Still, coming-out films do pop up at this year’s fest, and Webb thinks that’s a good thing. “I argue for it,” she says. “I think it’s such a universal theme and still holds a lot of emotional weight.” The difference is that these films have become far more nuanced. A perfect example is the opening-night flick Shelter, a beautiful and understated gem that captures both the dreamy surfer lifestyle and the underbelly of SoCal culture. It centers on a closeted young surfer named Zach who’s juggling a dead-end job and a failing relationship with his girlfriend while helping to raise his unstable sister’s son. But coming out is a big anticlimax for Zach, whose real dilemma is whether to put family first or follow his own dreams.
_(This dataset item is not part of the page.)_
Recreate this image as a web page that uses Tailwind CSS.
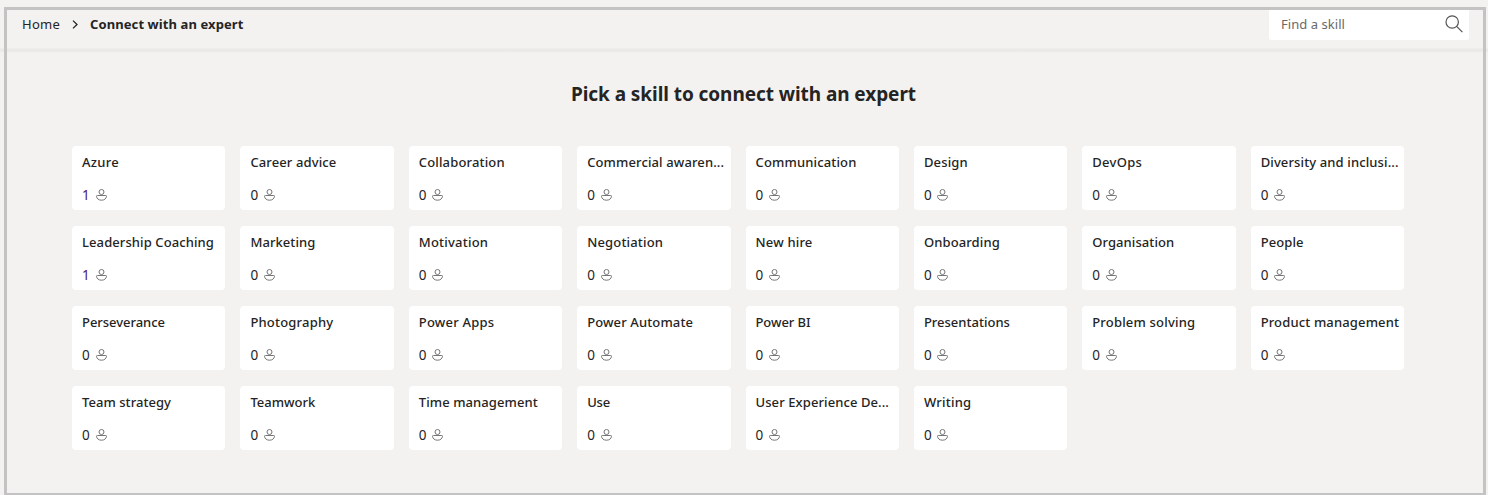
<!DOCTYPE html>
<html lang="en">
<head>
<meta charset="utf-8">
<title>Connect with an expert</title>
<script src="https://cdn.jsdelivr.net/npm/@tailwindcss/browser@4"></script>
</head>
<body class="relative h-[495px] overflow-hidden bg-[#f3f2f1] font-['Noto_Sans',sans-serif] text-[#252423]">
<header class="flex h-[48px] items-start justify-between pl-[22px] pr-[19px]">
  <nav class="flex items-center pt-[14px] text-[13px] leading-[20px]">
    <span class="w-[50px] whitespace-nowrap"><span data-w="38" data-f="400 13px">Home</span></span>
    <svg class="mr-[11px] h-[9px] w-[7px]" viewBox="0 0 7 9" fill="none" stroke="#252423" stroke-width="1.3"><path d="M1 .6 5 4.5 1 8.4"/></svg>
    <span class="whitespace-nowrap font-bold"><span data-w="153.5" data-f="700 13px">Connect with an expert</span></span>
  </nav>
  <div class="mt-[8px] flex h-[32px] w-[200px] items-center rounded-[2px] bg-white pl-[12px] pr-[6px] text-[13px] text-[#6b6967]">
    <span class="flex-1 whitespace-nowrap pt-px"><span data-w="64" data-f="400 13px">Find a skill</span></span>
    <svg class="h-[18px] w-[18px]" viewBox="0 0 18 18" fill="none" stroke="#555" stroke-width="1.2"><circle cx="7.2" cy="7" r="6.2"/><path d="m11.6 11.4 5.8 5.8"/></svg>
  </div>
</header>
<div class="h-[5px] bg-linear-to-b from-[#efeeed] via-[#e9e8e7] to-[#f3f2f1]"></div>
<main class="pl-[72px] pr-[84px]">
  <h1 class="pt-[27px] pl-[499px] whitespace-nowrap text-[19px] font-bold leading-[28px]"><span data-w="345" data-f="700 19px">Pick a skill to connect with an expert</span></h1>
  <div id="grid" class="mt-[38px] grid grid-cols-8 gap-x-[15px] gap-y-[16px]"></div>
</main>
<div class="pointer-events-none absolute left-[4px] top-[7px] h-[488px] w-[1482px] border-3 border-b-2 border-[#c3c3c3]"></div>
<script>
const skills = [
 ["Azure",1,37],["Career advice",0,86],["Collaboration",0,86],["Commercial awaren...",0,137],["Communication",0,101],["Design",0,44],["DevOps",0,50],["Diversity and inclusi...",0,138],
 ["Leadership Coaching",1,132],["Marketing",0,65],["Motivation",0,69.5],["Negotiation",0,76],["New hire",0,57],["Onboarding",0,76],["Organisation",0,82],["People",0,43],
 ["Perseverance",0,83],["Photography",0,83],["Power Apps",0,75.5],["Power Automate",0,106],["Power BI",0,55],["Presentations",0,86],["Problem solving",0,103],["Product management",0,138.5],
 ["Team strategy",0,89],["Teamwork",0,65],["Time management",0,119],["Use",0,23],["User Experience De...",0,133.5],["Writing",0,47.5]];
document.getElementById('grid').innerHTML = skills.map(([name, n, w]) => `
<a class="h-[64px] rounded-[4px] bg-white pl-[10px]">
  <div class="whitespace-nowrap pt-[6px] text-[13px] font-medium leading-[20px]"><span data-w="${w}" data-f="500 13px">${name}</span></div>
  <div class="mt-[13px] flex items-center gap-[5.5px] text-[13.5px] leading-[20px] ${n ? 'text-[#4b1a75]' : ''}"><span class="w-[8px]">${n}</span>
  <svg class="h-[14px] w-[11px]" viewBox="0 0 11 14" fill="none" stroke="#757575" stroke-width="1"><circle cx="5.5" cy="4" r="2.5"/><path d="M1.3 7.5h8.4q.8 0 .8.8C10.300 10.700 8.300 12.200 5.500 12.200S.700 10.700.500 8.300q0-.8.8-.8Z"/></svg></div>
</a>`).join('');
/* Fit each label to its intended width by spreading the difference over the letters. */
const ctx = document.createElement('canvas').getContext('2d');
document.querySelectorAll('[data-w]').forEach(e => {
  ctx.font = e.dataset.f + ' "Noto Sans"';
  const d = +e.dataset.w - ctx.measureText(e.textContent).width;
  e.style.letterSpacing = (d / e.textContent.length) + 'px';
});
</script>
</body>
</html>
The same is true for The Walker. Screenwriter Paul Schrader (Taxi Driver, American Gigolo) wrote and directed this polished Washington, D.C.–set political thriller with a twist. The twist in question is Carter Page (Woody Harrelson), a closeted Southern gent who spends all of his time escorting a posse of politicians’ wives (Lauren Bacall, Lily Tomlin and Kristin Scott Thomas) to social functions. His world starts to unravel after he becomes an accomplice in the cover-up of a murder. Page’s homosexuality is a given, but in a city where sexual hypocrisy is mandated (just ask Mark Foley or Sen. Larry Craig), it’s an unspoken one. The Walker is about the secrets everyone keeps, gay or straight.
Of course, these films are all from the U.S., and two documentaries set in the Middle East paint a different picture of the gay experience altogether. The Birthday is a fascinating look at state-sanctioned gender-reassignment surgeries in Iran. While homosexuality is forbidden according to the laws of Islam, gays and lesbians can avoid disgrace by living as transsexuals. It’s a bizarre and heartbreaking look at religious homophobia. Jerusalem Is Proud to Present is an equally emotional doc about the events leading up to World Pride 2006, a global pride march and rally that was to take place in the Holy City of Jerusalem. As the event nears, ultra-Orthodox Jews, Christians and Muslims protest and eventually riot to ensure its failure.
That’s not to say that gay clichés have gone away entirely. Closing-night film The Curiosity of Chance is a comedy set in the ’80s about a fey gay boy who beats the homophobic school jock at his own game and wins the admiration of his straight peers. Alas, some things never change.
Reeling: The Chicago Lesbian and Gay International Film Festival opens Thursday 8.